═══ SUPPLIED DATA ═══
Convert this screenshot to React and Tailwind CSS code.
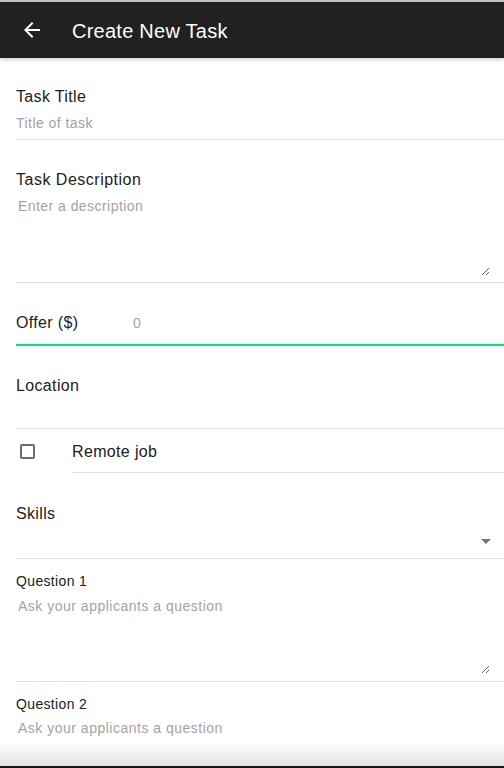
import React from 'react';

const font = { fontFamily: '"Liberation Sans", Arial, sans-serif' };

const ArrowBack = () => (
  <svg width="24" height="24" viewBox="0 0 24 24" fill="white">
    <path d="M20 11H7.83l5.59-5.59L12 4l-8 8 8 8 1.41-1.41L7.83 13H20v-2z" />
  </svg>
);

const App = () => {
  return (
    <div className="relative min-h-[768px] bg-white text-[#212121]" style={font}>
      <div className="h-[2px] bg-[#c4c4c4]" />
      {/* Top bar */}
      <div className="relative z-10 h-[56px] bg-[#212121] flex items-center shadow-[0_2px_4px_rgba(0,0,0,0.18)]">
        <div className="w-[72px] pl-[20px] flex items-center">
          <ArrowBack />
        </div>
        <h1 className="text-[20px] leading-[24px] tracking-[0.25px] text-white pt-[2px]">Create New Task</h1>
      </div>

      {/* Task title */}
      <div className="ml-4 border-b border-[#e0e0e0] pt-[29px] pb-[6px]">
        <label className="block text-[16px] leading-[20px] tracking-[0.35px]">Task Title</label>
        <input
          placeholder="Title of task"
          className="mt-[6px] block w-full text-[14px] leading-[20px] h-[20px] tracking-[0.45px] outline-none placeholder:text-[#a3a3a3]"
        />
      </div>

      {/* Description */}
      <div className="ml-4 border-b border-[#e0e0e0] pt-[30px] pb-[6px]">
        <label className="block text-[16px] leading-[20px] tracking-[0.5px]">Task Description</label>
        <textarea
          placeholder="Enter a description"
          className="mt-[6px] block w-[474px] h-[80px] pl-[2px] text-[14px] leading-[20px] tracking-[0.45px] outline-none placeholder:text-[#a3a3a3]"
        />
      </div>

      {/* Offer */}
      <div className="ml-4 border-b-2 border-[#00e66e] pt-[30px] pb-[11px] flex items-center">
        <label className="w-[117px] text-[16px] leading-[20px] tracking-[0.35px]">Offer ($)</label>
        <input
          placeholder="0"
          className="flex-1 text-[14px] leading-[20px] h-[20px] outline-none placeholder:text-[#a3a3a3]"
        />
      </div>

      {/* Location */}
      <div className="ml-4 border-b border-[#e0e0e0] pt-[30px] pb-[32px]">
        <label className="block text-[16px] leading-[20px] tracking-[0.35px]">Location</label>
      </div>

      {/* Remote */}
      <div className="ml-4 flex items-stretch">
        <div className="w-[56px] flex items-center pl-[4px]">
          <div className="w-[15px] h-[15px] border-2 border-[#6e6e6e] rounded-[2px]" />
        </div>
        <div className="flex-1 h-[44px] pt-[2px] border-b border-[#e0e0e0] flex items-center text-[16px] leading-[20px] tracking-[0.35px]">
          Remote job
        </div>
      </div>

      {/* Skills */}
      <div className="ml-4 border-b border-[#e0e0e0] pt-[31px]">
        <label className="block text-[16px] leading-[20px] tracking-[0.35px]">Skills</label>
        <div className="h-[34px] flex items-center justify-end pr-[13px]">
          <svg width="10" height="5" viewBox="0 0 10 5">
            <path d="M0 0h10L5 5z" fill="#757575" />
          </svg>
        </div>
      </div>

      {/* Question 1 */}
      <div className="ml-4 border-b border-[#e0e0e0] pt-[12px] pb-[7px]">
        <label className="block text-[14px] leading-[20px] tracking-[0.35px]">Question 1</label>
        <textarea
          placeholder="Ask your applicants a question"
          className="mt-[5px] block w-[474px] h-[78px] pl-[2px] text-[14px] leading-[20px] tracking-[0.5px] outline-none placeholder:text-[#a3a3a3]"
        />
      </div>

      {/* Question 2 */}
      <div className="ml-4 pt-[12px] pb-[7px]">
        <label className="block text-[14px] leading-[20px] tracking-[0.35px]">Question 2</label>
        <textarea
          placeholder="Ask your applicants a question"
          className="mt-[4px] block w-[474px] h-[78px] pl-[2px] text-[14px] leading-[20px] tracking-[0.5px] outline-none placeholder:text-[#a3a3a3]"
        />
      </div>

      {/* window edge at the bottom */}
      <div className="fixed left-0 right-0 bottom-0 pointer-events-none">
        <div className="h-[24px] bg-gradient-to-b from-transparent to-[#e2e2e2]" />
        <div className="h-[2px] bg-[#1a1a1a]" />
      </div>
    </div>
  );
};

export default App;
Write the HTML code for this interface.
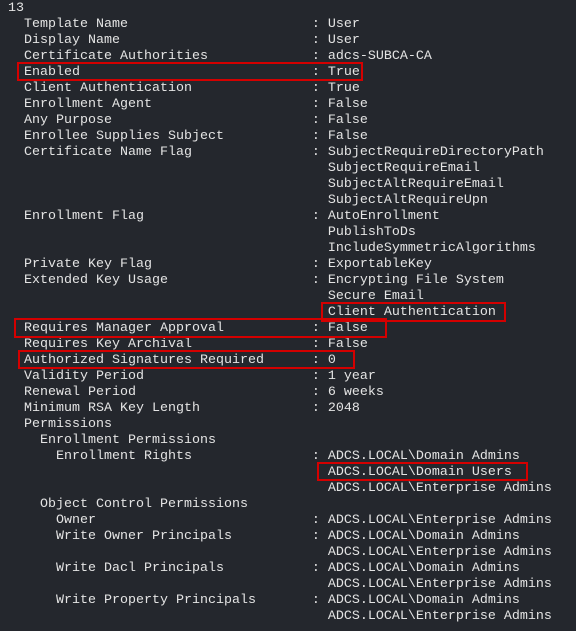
═══
YOUR INSTRUCTIONS:
The data above should be repeated exactly, minus any pictures.

TASK ANSWER:
Convert this screenshot to React and Tailwind CSS code.
import React from 'react';

const font = { fontFamily: '"Liberation Sans", Arial, sans-serif' };

const ArrowBack = () => (
  <svg width="24" height="24" viewBox="0 0 24 24" fill="white">
    <path d="M20 11H7.83l5.59-5.59L12 4l-8 8 8 8 1.41-1.41L7.83 13H20v-2z" />
  </svg>
);

const App = () => {
  return (
    <div className="relative min-h-[768px] bg-white text-[#212121]" style={font}>
      <div className="h-[2px] bg-[#c4c4c4]" />
      {/* Top bar */}
      <div className="relative z-10 h-[56px] bg-[#212121] flex items-center shadow-[0_2px_4px_rgba(0,0,0,0.18)]">
        <div className="w-[72px] pl-[20px] flex items-center">
          <ArrowBack />
        </div>
        <h1 className="text-[20px] leading-[24px] tracking-[0.25px] text-white pt-[2px]">Create New Task</h1>
      </div>

      {/* Task title */}
      <div className="ml-4 border-b border-[#e0e0e0] pt-[29px] pb-[6px]">
        <label className="block text-[16px] leading-[20px] tracking-[0.35px]">Task Title</label>
        <input
          placeholder="Title of task"
          className="mt-[6px] block w-full text-[14px] leading-[20px] h-[20px] tracking-[0.45px] outline-none placeholder:text-[#a3a3a3]"
        />
      </div>

      {/* Description */}
      <div className="ml-4 border-b border-[#e0e0e0] pt-[30px] pb-[6px]">
        <label className="block text-[16px] leading-[20px] tracking-[0.5px]">Task Description</label>
        <textarea
          placeholder="Enter a description"
          className="mt-[6px] block w-[474px] h-[80px] pl-[2px] text-[14px] leading-[20px] tracking-[0.45px] outline-none placeholder:text-[#a3a3a3]"
        />
      </div>

      {/* Offer */}
      <div className="ml-4 border-b-2 border-[#00e66e] pt-[30px] pb-[11px] flex items-center">
        <label className="w-[117px] text-[16px] leading-[20px] tracking-[0.35px]">Offer ($)</label>
        <input
          placeholder="0"
          className="flex-1 text-[14px] leading-[20px] h-[20px] outline-none placeholder:text-[#a3a3a3]"
        />
      </div>

      {/* Location */}
      <div className="ml-4 border-b border-[#e0e0e0] pt-[30px] pb-[32px]">
        <label className="block text-[16px] leading-[20px] tracking-[0.35px]">Location</label>
      </div>

      {/* Remote */}
      <div className="ml-4 flex items-stretch">
        <div className="w-[56px] flex items-center pl-[4px]">
          <div className="w-[15px] h-[15px] border-2 border-[#6e6e6e] rounded-[2px]" />
        </div>
        <div className="flex-1 h-[44px] pt-[2px] border-b border-[#e0e0e0] flex items-center text-[16px] leading-[20px] tracking-[0.35px]">
          Remote job
        </div>
      </div>

      {/* Skills */}
      <div className="ml-4 border-b border-[#e0e0e0] pt-[31px]">
        <label className="block text-[16px] leading-[20px] tracking-[0.35px]">Skills</label>
        <div className="h-[34px] flex items-center justify-end pr-[13px]">
          <svg width="10" height="5" viewBox="0 0 10 5">
            <path d="M0 0h10L5 5z" fill="#757575" />
          </svg>
        </div>
      </div>

      {/* Question 1 */}
      <div className="ml-4 border-b border-[#e0e0e0] pt-[12px] pb-[7px]">
        <label className="block text-[14px] leading-[20px] tracking-[0.35px]">Question 1</label>
        <textarea
          placeholder="Ask your applicants a question"
          className="mt-[5px] block w-[474px] h-[78px] pl-[2px] text-[14px] leading-[20px] tracking-[0.5px] outline-none placeholder:text-[#a3a3a3]"
        />
      </div>

      {/* Question 2 */}
      <div className="ml-4 pt-[12px] pb-[7px]">
        <label className="block text-[14px] leading-[20px] tracking-[0.35px]">Question 2</label>
        <textarea
          placeholder="Ask your applicants a question"
          className="mt-[4px] block w-[474px] h-[78px] pl-[2px] text-[14px] leading-[20px] tracking-[0.5px] outline-none placeholder:text-[#a3a3a3]"
        />
      </div>

      {/* window edge at the bottom */}
      <div className="fixed left-0 right-0 bottom-0 pointer-events-none">
        <div className="h-[24px] bg-gradient-to-b from-transparent to-[#e2e2e2]" />
        <div className="h-[2px] bg-[#1a1a1a]" />
      </div>
    </div>
  );
};

export default App;
Write the HTML code for this interface.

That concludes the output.